6061-T6 and 6061-T651 is super common, and has totally different machining properties - much easier than 2024. You can anneal 6061, do beautiful shaping operations on it - it gets almost flimsy, then re-harden it. 6061-T651 has a lot of internal stresses that 6061-T6 does not - therefore if you heat treat 6061-T651 after machining, it’ll get all out of shape and twist. 606x alloys tend to be cheaper. A cut piece at the yard will look pretty “clean” without gummy chips welded to the cuts. If it’s a biggish block at the scrapyard, it’s very often 6061-T6, but if not marked, you can’t tell for sure.

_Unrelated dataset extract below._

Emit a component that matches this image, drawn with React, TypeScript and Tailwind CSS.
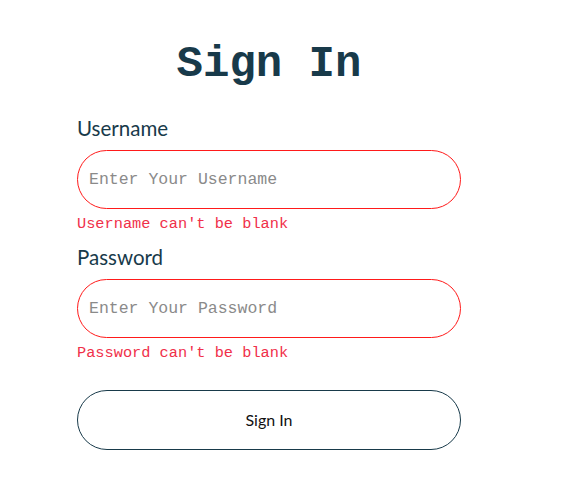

5052 is generally easy to weld, but kind of gummy to machine. I don’t like machining it, and it’s generally cheaper than the others. If it’s not marked, with my luck, it’s probably 5052. If you’re looking at a cut piece at the yard, and the cut looks “gummy” - it’s 5052. I hate this stuff.

Cast aluminum (MIC6, there are a few brand names) has a very different internal structure (and that’s why it’s stays so flat) - and machines beautifully.

There are some brief, but clear descriptions of the various grades over here: https://www.onlinemetals.com/productguides/aluminumguide.cfm


Don’t forget 7075! At “O” condition it can be formed like soft taffy, then heat treated and quenched to become amazingly stiff at T6. Its also really nice as T651 plate for machining (and expensive).

One thing worth mentioning in all of this is temper also determines form, meaning T6 is usually sheet goods under (from memory) 0.180” (and thinner) thickness, whereas T651 is thick plate and T6511 is extrusion. So depending on what form you need also decides the tempering process. And some series (2000, 6000, 7000, for example) are only available in certain tempers, and some can only be hardened from work/strain hardening (H rather than T).

Metallurgy is a fun topic, one I wish I understood better. But, ahem, we’ve totally hijacked this post now :no_mouth:



Thanks everyone for the advice and the extra knowledge! It has been very helpful!

Plan on cutting this out this weekend so hopefully all goes well!